JPolen01 Wrote:Agreed on all fronts, but can you really relate any of this to Trump? What has he helped to pass to spur this? Maybe the speculation that he will deregulate everything and his pro-business mantra has fueled increases here and there but that's about it.
The stock markets in general are 100% speculative. When a cow farts near a rice paddy in Laos the world markets react. From a financial aspect, I do agree with a lot of the moves being made to make it easier for companies to do business with and keep money in the US (ie. fixing corporate tax structures so companies don't dump all of their earnings overseas and offering incentives for US-based jobs). The tax implications to the state and fed aside, encouraging job growth here is good all around because it encourages a trickle down effect of job and tax income growth.

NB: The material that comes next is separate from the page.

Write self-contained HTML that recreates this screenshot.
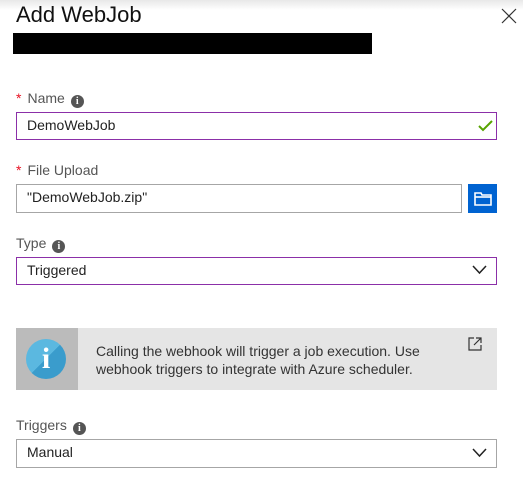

I ran an example for the DC metro area through some of our economic software. If a software company for instance adds 500 jobs to their industry in the region:
- 1,340 jobs are actually created in response: 500 initial, 235 direct, 98 indirect and 507 induced (supply chain growth and additional services to support those workers: hair stylists, grocery clerks, etc.)
- $133.3M change in local yearly earnings from those initial and ripple effect jobs
- $11.5M in additional sales, special assessments and property tax (TPI - Taxes on Production and Imports) from the businesses associated with those jobs

So any policy that encourages jobs here in America has a much bigger effect than just the benefit of the initial number of jobs.